* **Task to carry out**
All of the entries must be reproduced exactly, with no images carried over.

[Code that builds pages]
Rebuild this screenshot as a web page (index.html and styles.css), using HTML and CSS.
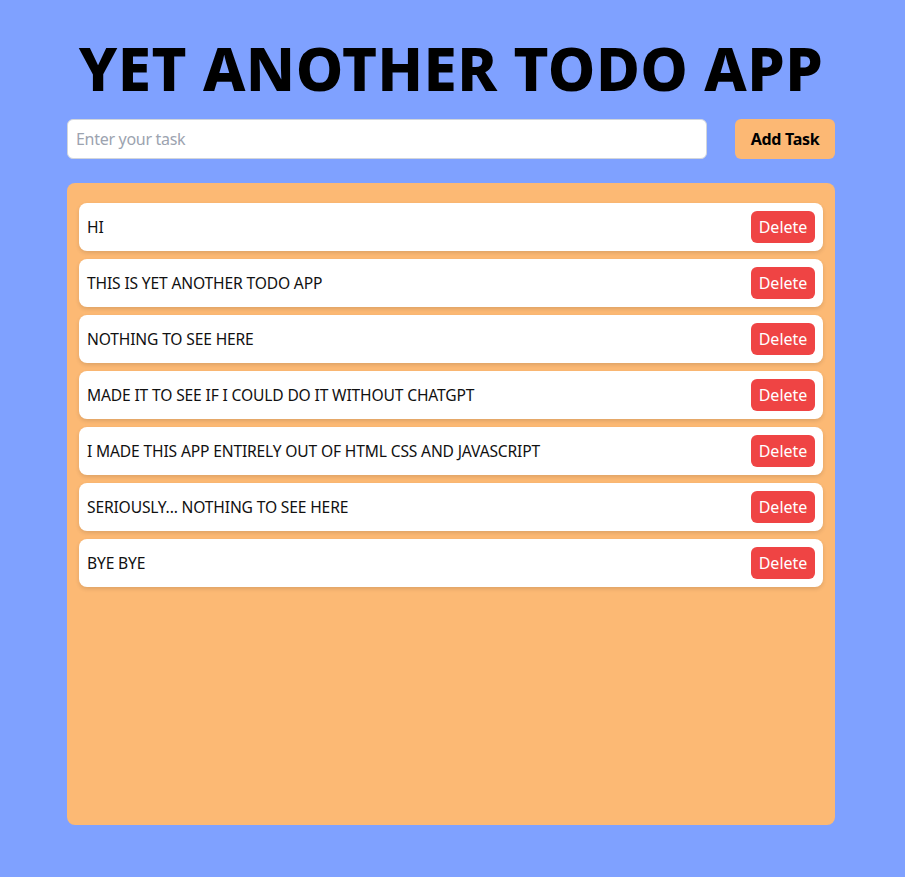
FILE: index.html
```html
<!DOCTYPE html>
<html lang="en">
<head>
<meta charset="utf-8">
<title>Yet Another Todo App</title>
<link rel="stylesheet" href="styles.css">
</head>
<body>
<main class="app">
  <h1 class="title">YET ANOTHER TODO APP</h1>
  <form class="entry">
    <input class="entry-input" type="text" placeholder="Enter your task">
    <button class="entry-btn" type="button">Add Task</button>
  </form>
  <section class="board">
    <ul class="list">
      <li class="item"><span class="item-text">HI</span><button class="del" type="button">Delete</button></li>
      <li class="item"><span class="item-text">THIS IS YET ANOTHER TODO APP</span><button class="del" type="button">Delete</button></li>
      <li class="item"><span class="item-text">NOTHING TO SEE HERE</span><button class="del" type="button">Delete</button></li>
      <li class="item"><span class="item-text">MADE IT TO SEE IF I COULD DO IT WITHOUT CHATGPT</span><button class="del" type="button">Delete</button></li>
      <li class="item"><span class="item-text">I MADE THIS APP ENTIRELY OUT OF HTML CSS AND JAVASCRIPT</span><button class="del" type="button">Delete</button></li>
      <li class="item"><span class="item-text">SERIOUSLY... NOTHING TO SEE HERE</span><button class="del" type="button">Delete</button></li>
      <li class="item"><span class="item-text">BYE BYE</span><button class="del" type="button">Delete</button></li>
    </ul>
  </section>
</main>
</body>
</html>
```
FILE: styles.css
```css
* { box-sizing: border-box; }
html, body { margin: 0; padding: 0; }
body {
  background: #7fa1ff;
  font-family: "Noto Sans", "Open Sans", sans-serif;
  color: #111;
  padding-right: 3px;
}
.app {
  width: 768px;
  margin: 0 auto;
  padding-top: 30px;
}
.title {
  margin: 0 0 2px;
  text-align: center;
  font-size: 60px;
  line-height: 76px;
  font-weight: 800;
  letter-spacing: 0.4px;
  color: #000;
}
.entry {
  display: flex;
  gap: 28px;
  margin-top: 13px;
}
.entry-input {
  flex: 1;
  height: 40px;
  border: 1px solid #d1d5db;
  border-radius: 6px;
  padding: 0 8px;
  font: inherit;
  font-size: 16px;
  letter-spacing: -0.3px;
  background: #fff;
  outline: none;
}
.entry-input::placeholder { color: #9ca3af; }
.entry-btn {
  width: 100px;
  height: 40px;
  border: 0;
  border-radius: 6px;
  background: #fcb874;
  font: inherit;
  font-size: 16px;
  font-weight: 700;
  letter-spacing: -0.3px;
  color: #000;
}
.board {
  margin-top: 24px;
  height: 642px;
  background: #fcb974;
  border-radius: 8px;
  padding: 12px;
}
.list {
  list-style: none;
  margin: 0;
  padding: 0;
}
.item {
  display: flex;
  align-items: center;
  justify-content: space-between;
  height: 48px;
  margin-top: 8px;
  padding: 0 8px;
  background: #fff;
  border-radius: 8px;
  box-shadow: 0 2px 4px rgba(0,0,0,0.12);
  font-size: 16px;
}
.item-text {
  color: #111;
  font-size: 15.6px;
  letter-spacing: -0.15px;
}
.del {
  height: 32px;
  width: 64px;
  border: 0;
  border-radius: 6px;
  background: #ef4444;
  color: #fff;
  font: inherit;
  font-size: 16px;
  padding: 0;
}
```
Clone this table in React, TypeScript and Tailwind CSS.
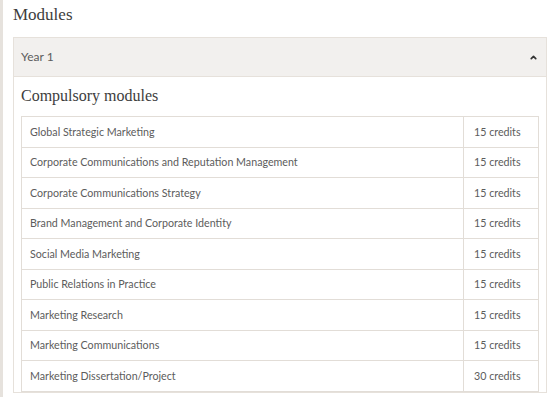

* **Full answer**
Rebuild this screenshot as a web page (index.html and styles.css), using HTML and CSS.
FILE: index.html
```html
<!DOCTYPE html>
<html lang="en">
<head>
<meta charset="utf-8">
<title>Yet Another Todo App</title>
<link rel="stylesheet" href="styles.css">
</head>
<body>
<main class="app">
  <h1 class="title">YET ANOTHER TODO APP</h1>
  <form class="entry">
    <input class="entry-input" type="text" placeholder="Enter your task">
    <button class="entry-btn" type="button">Add Task</button>
  </form>
  <section class="board">
    <ul class="list">
      <li class="item"><span class="item-text">HI</span><button class="del" type="button">Delete</button></li>
      <li class="item"><span class="item-text">THIS IS YET ANOTHER TODO APP</span><button class="del" type="button">Delete</button></li>
      <li class="item"><span class="item-text">NOTHING TO SEE HERE</span><button class="del" type="button">Delete</button></li>
      <li class="item"><span class="item-text">MADE IT TO SEE IF I COULD DO IT WITHOUT CHATGPT</span><button class="del" type="button">Delete</button></li>
      <li class="item"><span class="item-text">I MADE THIS APP ENTIRELY OUT OF HTML CSS AND JAVASCRIPT</span><button class="del" type="button">Delete</button></li>
      <li class="item"><span class="item-text">SERIOUSLY... NOTHING TO SEE HERE</span><button class="del" type="button">Delete</button></li>
      <li class="item"><span class="item-text">BYE BYE</span><button class="del" type="button">Delete</button></li>
    </ul>
  </section>
</main>
</body>
</html>
```
FILE: styles.css
```css
* { box-sizing: border-box; }
html, body { margin: 0; padding: 0; }
body {
  background: #7fa1ff;
  font-family: "Noto Sans", "Open Sans", sans-serif;
  color: #111;
  padding-right: 3px;
}
.app {
  width: 768px;
  margin: 0 auto;
  padding-top: 30px;
}
.title {
  margin: 0 0 2px;
  text-align: center;
  font-size: 60px;
  line-height: 76px;
  font-weight: 800;
  letter-spacing: 0.4px;
  color: #000;
}
.entry {
  display: flex;
  gap: 28px;
  margin-top: 13px;
}
.entry-input {
  flex: 1;
  height: 40px;
  border: 1px solid #d1d5db;
  border-radius: 6px;
  padding: 0 8px;
  font: inherit;
  font-size: 16px;
  letter-spacing: -0.3px;
  background: #fff;
  outline: none;
}
.entry-input::placeholder { color: #9ca3af; }
.entry-btn {
  width: 100px;
  height: 40px;
  border: 0;
  border-radius: 6px;
  background: #fcb874;
  font: inherit;
  font-size: 16px;
  font-weight: 700;
  letter-spacing: -0.3px;
  color: #000;
}
.board {
  margin-top: 24px;
  height: 642px;
  background: #fcb974;
  border-radius: 8px;
  padding: 12px;
}
.list {
  list-style: none;
  margin: 0;
  padding: 0;
}
.item {
  display: flex;
  align-items: center;
  justify-content: space-between;
  height: 48px;
  margin-top: 8px;
  padding: 0 8px;
  background: #fff;
  border-radius: 8px;
  box-shadow: 0 2px 4px rgba(0,0,0,0.12);
  font-size: 16px;
}
.item-text {
  color: #111;
  font-size: 15.6px;
  letter-spacing: -0.15px;
}
.del {
  height: 32px;
  width: 64px;
  border: 0;
  border-radius: 6px;
  background: #ef4444;
  color: #fff;
  font: inherit;
  font-size: 16px;
  padding: 0;
}
```
Clone this table in React, TypeScript and Tailwind CSS.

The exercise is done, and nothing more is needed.